Task to carry out: Skipping all pictures, set down the lines of the listing from the first through the one with "number; title: string;".

Provided material:

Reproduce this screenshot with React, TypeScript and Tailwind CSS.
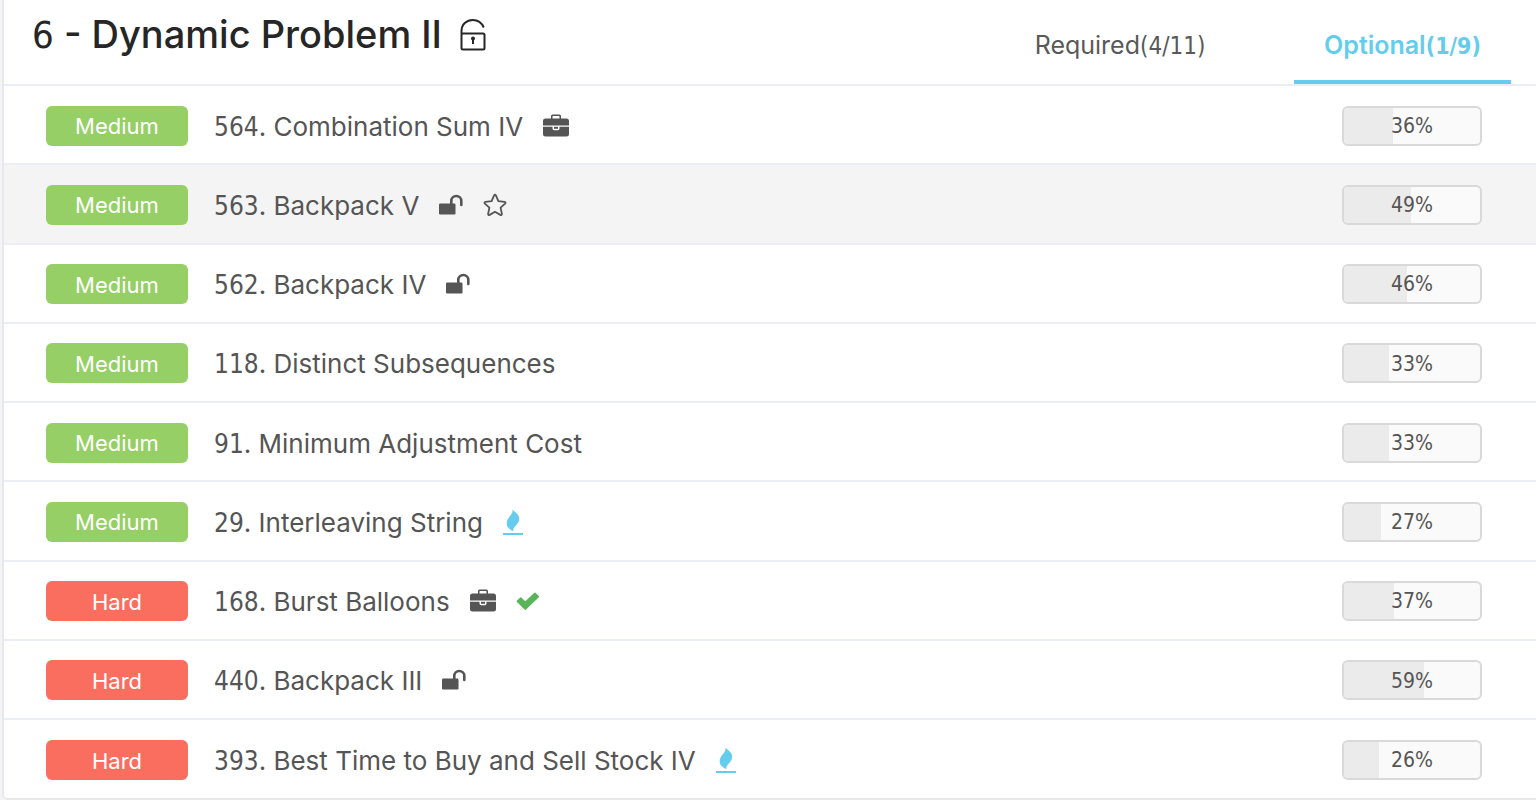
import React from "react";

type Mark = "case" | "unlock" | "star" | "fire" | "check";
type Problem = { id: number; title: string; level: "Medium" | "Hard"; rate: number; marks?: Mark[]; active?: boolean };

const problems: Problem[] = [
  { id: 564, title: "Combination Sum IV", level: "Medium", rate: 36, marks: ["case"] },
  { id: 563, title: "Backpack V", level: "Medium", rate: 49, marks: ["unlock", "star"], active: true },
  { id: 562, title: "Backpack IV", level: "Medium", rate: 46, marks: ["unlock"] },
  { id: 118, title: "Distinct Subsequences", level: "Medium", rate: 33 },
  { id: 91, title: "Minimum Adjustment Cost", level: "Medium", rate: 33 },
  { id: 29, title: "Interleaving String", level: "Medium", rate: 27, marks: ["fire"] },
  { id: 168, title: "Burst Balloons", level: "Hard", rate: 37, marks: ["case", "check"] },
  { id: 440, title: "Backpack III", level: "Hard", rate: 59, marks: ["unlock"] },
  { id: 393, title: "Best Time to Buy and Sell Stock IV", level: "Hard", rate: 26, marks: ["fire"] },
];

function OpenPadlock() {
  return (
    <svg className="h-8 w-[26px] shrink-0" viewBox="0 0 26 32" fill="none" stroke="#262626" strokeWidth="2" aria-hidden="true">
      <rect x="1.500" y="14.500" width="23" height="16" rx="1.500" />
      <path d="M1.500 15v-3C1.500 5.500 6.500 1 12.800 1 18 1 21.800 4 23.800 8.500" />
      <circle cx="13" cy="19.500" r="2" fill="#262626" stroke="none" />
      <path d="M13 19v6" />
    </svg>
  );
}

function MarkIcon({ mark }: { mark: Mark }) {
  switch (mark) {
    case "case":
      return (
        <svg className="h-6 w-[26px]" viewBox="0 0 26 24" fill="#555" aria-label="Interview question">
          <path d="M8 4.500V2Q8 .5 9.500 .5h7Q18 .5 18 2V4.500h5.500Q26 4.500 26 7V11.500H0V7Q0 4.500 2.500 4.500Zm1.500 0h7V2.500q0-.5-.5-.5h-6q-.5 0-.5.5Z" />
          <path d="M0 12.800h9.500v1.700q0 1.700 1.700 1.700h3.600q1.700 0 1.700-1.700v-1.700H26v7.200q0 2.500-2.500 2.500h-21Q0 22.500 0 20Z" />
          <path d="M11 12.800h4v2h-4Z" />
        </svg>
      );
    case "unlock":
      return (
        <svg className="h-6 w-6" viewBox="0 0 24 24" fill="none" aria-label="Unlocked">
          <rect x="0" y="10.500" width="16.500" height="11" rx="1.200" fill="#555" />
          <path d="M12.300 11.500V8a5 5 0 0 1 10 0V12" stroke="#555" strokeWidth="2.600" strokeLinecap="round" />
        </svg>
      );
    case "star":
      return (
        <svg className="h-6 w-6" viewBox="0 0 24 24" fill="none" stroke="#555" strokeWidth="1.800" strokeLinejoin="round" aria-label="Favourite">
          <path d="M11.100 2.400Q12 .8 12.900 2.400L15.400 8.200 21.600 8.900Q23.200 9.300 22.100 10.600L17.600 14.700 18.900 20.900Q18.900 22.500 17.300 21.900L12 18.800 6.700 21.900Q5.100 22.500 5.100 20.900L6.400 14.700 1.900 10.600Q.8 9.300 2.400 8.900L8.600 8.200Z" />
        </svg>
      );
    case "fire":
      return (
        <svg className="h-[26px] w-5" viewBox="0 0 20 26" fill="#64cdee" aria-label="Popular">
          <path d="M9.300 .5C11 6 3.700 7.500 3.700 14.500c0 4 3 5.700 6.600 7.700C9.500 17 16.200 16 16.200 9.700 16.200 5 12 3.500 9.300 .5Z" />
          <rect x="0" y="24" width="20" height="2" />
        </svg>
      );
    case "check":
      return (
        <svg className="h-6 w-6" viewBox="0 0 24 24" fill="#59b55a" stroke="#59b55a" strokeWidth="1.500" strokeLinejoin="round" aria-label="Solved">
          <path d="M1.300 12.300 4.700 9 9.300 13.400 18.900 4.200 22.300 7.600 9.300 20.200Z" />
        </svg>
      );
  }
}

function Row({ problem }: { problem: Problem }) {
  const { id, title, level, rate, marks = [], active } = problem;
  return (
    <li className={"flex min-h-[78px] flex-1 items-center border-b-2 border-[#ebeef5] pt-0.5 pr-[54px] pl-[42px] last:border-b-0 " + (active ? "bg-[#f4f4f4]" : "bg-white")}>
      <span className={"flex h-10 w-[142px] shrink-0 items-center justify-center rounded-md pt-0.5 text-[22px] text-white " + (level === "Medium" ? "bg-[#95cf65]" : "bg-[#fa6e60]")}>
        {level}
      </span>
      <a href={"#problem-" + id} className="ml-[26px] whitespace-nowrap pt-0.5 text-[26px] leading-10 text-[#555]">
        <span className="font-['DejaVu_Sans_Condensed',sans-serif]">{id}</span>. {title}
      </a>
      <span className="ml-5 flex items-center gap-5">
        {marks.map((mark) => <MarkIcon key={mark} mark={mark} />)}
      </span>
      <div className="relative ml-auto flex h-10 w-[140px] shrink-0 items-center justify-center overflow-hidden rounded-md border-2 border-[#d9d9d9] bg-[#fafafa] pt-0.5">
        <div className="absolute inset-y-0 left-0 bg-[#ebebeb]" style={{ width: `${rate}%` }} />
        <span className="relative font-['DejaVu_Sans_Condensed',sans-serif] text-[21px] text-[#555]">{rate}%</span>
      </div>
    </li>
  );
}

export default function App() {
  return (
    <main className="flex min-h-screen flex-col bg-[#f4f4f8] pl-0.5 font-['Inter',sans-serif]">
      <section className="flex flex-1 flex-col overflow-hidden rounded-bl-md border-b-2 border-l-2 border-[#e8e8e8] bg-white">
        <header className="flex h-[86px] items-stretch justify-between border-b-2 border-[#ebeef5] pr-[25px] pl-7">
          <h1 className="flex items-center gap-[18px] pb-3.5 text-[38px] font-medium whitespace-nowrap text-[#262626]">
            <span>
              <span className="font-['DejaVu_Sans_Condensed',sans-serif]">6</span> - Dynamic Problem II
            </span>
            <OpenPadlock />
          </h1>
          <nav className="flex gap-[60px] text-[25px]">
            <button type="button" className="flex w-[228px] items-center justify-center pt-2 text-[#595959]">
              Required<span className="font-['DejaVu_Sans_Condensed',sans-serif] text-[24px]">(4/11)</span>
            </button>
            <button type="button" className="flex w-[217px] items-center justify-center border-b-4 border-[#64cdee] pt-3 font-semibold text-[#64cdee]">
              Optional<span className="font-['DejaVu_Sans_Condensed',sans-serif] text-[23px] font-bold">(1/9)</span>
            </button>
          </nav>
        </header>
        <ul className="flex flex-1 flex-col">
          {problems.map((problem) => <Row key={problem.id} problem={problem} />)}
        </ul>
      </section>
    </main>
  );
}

Result of the exercise:
Reproduce this screenshot with React, TypeScript and Tailwind CSS.
import React from "react";

type Mark = "case" | "unlock" | "star" | "fire" | "check";
type Problem = { id: number; title: string; level: "Medium" | "Hard"; rate: number; marks?: Mark[]; active?: boolean };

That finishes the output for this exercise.